Digital pay TV and OTT TV both growing globally, but the US consumer has its scissors out
via Flickr © smuconlaw (CC BY-SA 2.0)
- In most parts of the world both pay TV and OTT TV are growing with OTT growing fastest
- In the US OTT is growing fast and trad pay TV is falling off a cliff
- US CATV costs are a big factor
- That and the fact that 55 per cent say they only take the pay TV because broadband is bundled with it
Don’t write off television in general and pay TV in particular just yet. On the global stage Digital Pay TV subscriptions - for cable, satellite and IPTV - are continuing to rise, reaching 1 billion last year, according to researchers, IHS Markit. However, at the same time new subscriptions to Netflix and other OTT services grew even faster. In fact according the researchers there were three new subscriptions to the likes of Netflix, Hulu and Amazon Prime Video for every new digital pay TV subscriber.
So TV overall is doing well, it’s just that OTT TV is doing even better. Once the figures are broken out, though, it’s apparent that some regions of the world are growing their pay TV bases strongly, others not so much. The Asia-Pacific region accounted for 83 per cent of pay TV net additions largely driven by IPTV growth in China. However, even there the ever-increasing penetration of smartphones and improvements in mobile network coverage and affordability still drove three times as many OTT subscriptions at the same time. Western Europe has taken to OTT even faster, with eight OTT subscriptions being added for every pay TV net addition, while in Central and Eastern Europe is growing its pay TV and OTT subscriptions at about the same rate.
IHS Markit says it expects to see OTT subscriptions continue to grow globally over the next five years, as Amazon and Netflix continue to invest in local and localized content, and as virtual pay TV operators start to appear and grow outside the US.
US in digital pay TV decline
The US, however, is seeing digital pay TV subscription decline rapidly, with the sector losing 3 million homes in 2017. Meanwhile OTT subscriptions increased by nearly 30 million.

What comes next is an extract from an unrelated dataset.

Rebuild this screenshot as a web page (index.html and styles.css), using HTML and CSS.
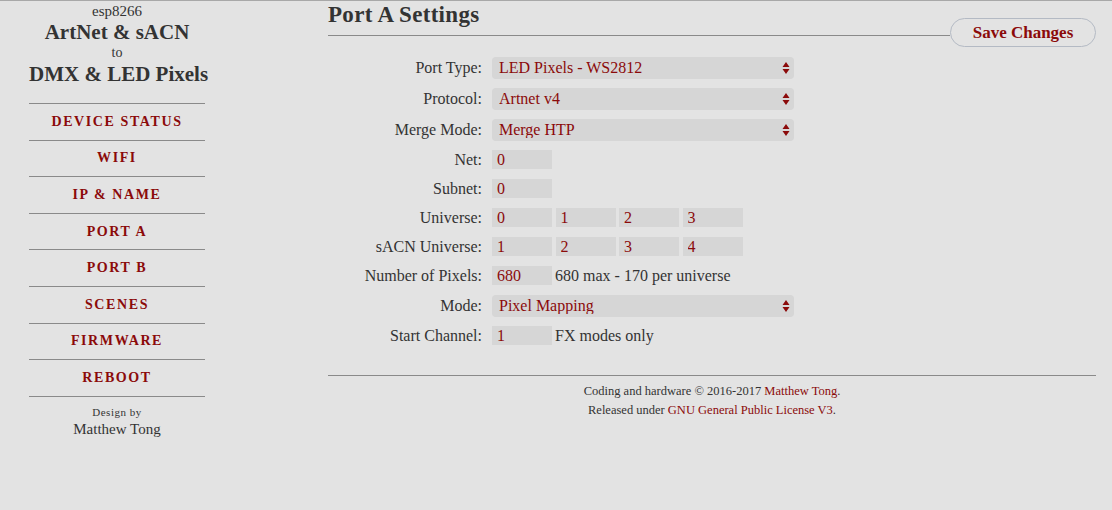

According to Deloitte’s Digital Media Trends Survey, for the first time, more than half of US households now subscribe to Netflix, Amazon, Hulu and the like. But unlike in much of the rest of the world, that growth seems to be at the expense of pay TV subscriptions.
Deloitte found that 55 per cent of U.S. households now subscribe to at least one video streaming service - marking a 450 per cent surge since 2009. With more than 200 streaming video on demand (SVOD) options in the US, the average streaming customer is paying for three platforms and consumers are collectively spending more than $2 billion monthly on streaming services. Meanwhile, pay TV subscriptions dropped precipitously to 63 per cent of households from 75 per cent only last year.
Overall, the average American watches 38 hours per week of video content, 39 per cent of which is streamed, and nearly half of all US consumers are streaming television content every day or weekly — up 11 per cent year over year. Meanwhile, consumers are cutting the cord on pay television (or had never subscribed in the first place) , especially those under the age of 52.
US pay TV outfits’ attachment to the ‘big bundle’ of channels haigh pricing might have a lot to do with the switch.
Deloitte’s research threw up the following consumer opinions in the US
- 46% of all pay TV subscribers said they are dissatisfied with their service, and 70% of consumers feel they get too little value for their money.
- Among respondents who said they no longer have a pay TV subscription, 27% reported that they cancelled their service within the last year.
- 22% of millennials say they have never subscribed to a pay TV service.
- 22% of all consumers without pay TV say they don't watch enough TV to justify the expense and another 19% say they simply cannot afford it.
- Tellingly, 56% of current pay TV subscribers say they keep their pay TV because it's bundled with their home internet access.